The media alarm bells have been resonating on this topic for quite a while, and as each year passes, the ritual listing of transgender murder victims has become a staple of LGBT reporting. In fact, it is impossible to find any article detailing a particular murder without a paragraph or two devoted to discussing the “epidemic” of violence against transgender males dressing as females, specifically of color. It is clearly embedded in our collective consciousness despite the right’s efforts to shed light onto the issue with far more accurate and rational reporting.
Does the Data Show an ‘Epidemic’ of Hate?
I have spent much writing discussing how these stories are exploited and manipulated to create an impression of violence and hatred that rarely reflects reality. As such, I have become familiar with nearly all of the cases so often repeated, but I realized it was time to collect them together and analyze them as a whole.
The Human Rights Campaign has organized this information in packets starting in 2015 through the present. Using these resources, I independently researched each case to the best of my ability with the available information. The HRC reports can be found here: 2015, 2016, 2017, 2018, 2019.
In the HRC’s 2019 ongoing information page, the organization made this important statement:
Some of these cases involve clear anti-transgender bias.
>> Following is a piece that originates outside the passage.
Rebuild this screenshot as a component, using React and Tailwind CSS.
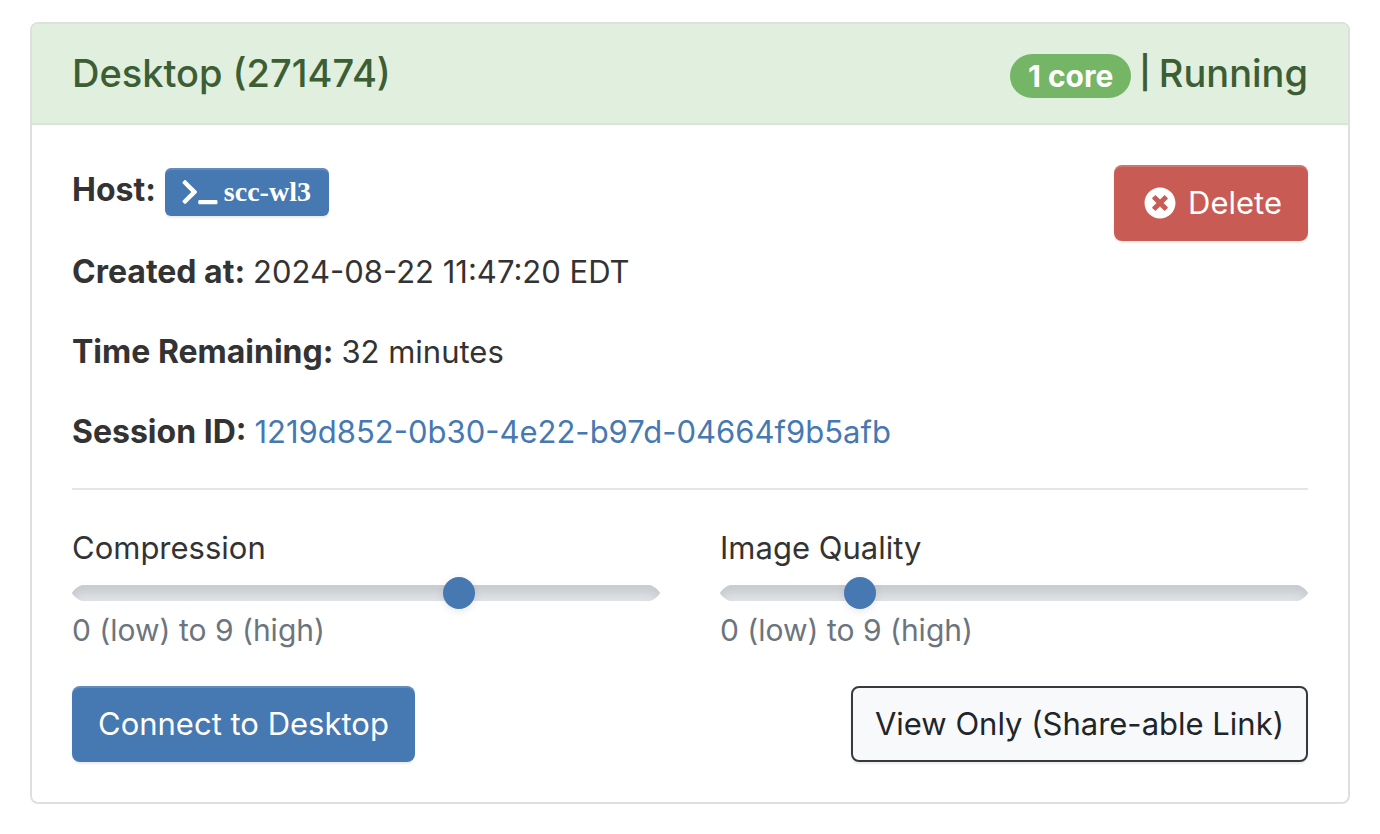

In others, the victim’s transgender status may have put them at risk in other ways, such as forcing them into unemployment, poverty, homelessness and/or survival sex work.
After years of simply declaring “hate” to be the core motivation, this comes as a refreshing admission of the realities surrounding these murders. However, the LGBT left’s bias toward victimhood still pushes them to place blame where no feasible solution could be found to resolve it.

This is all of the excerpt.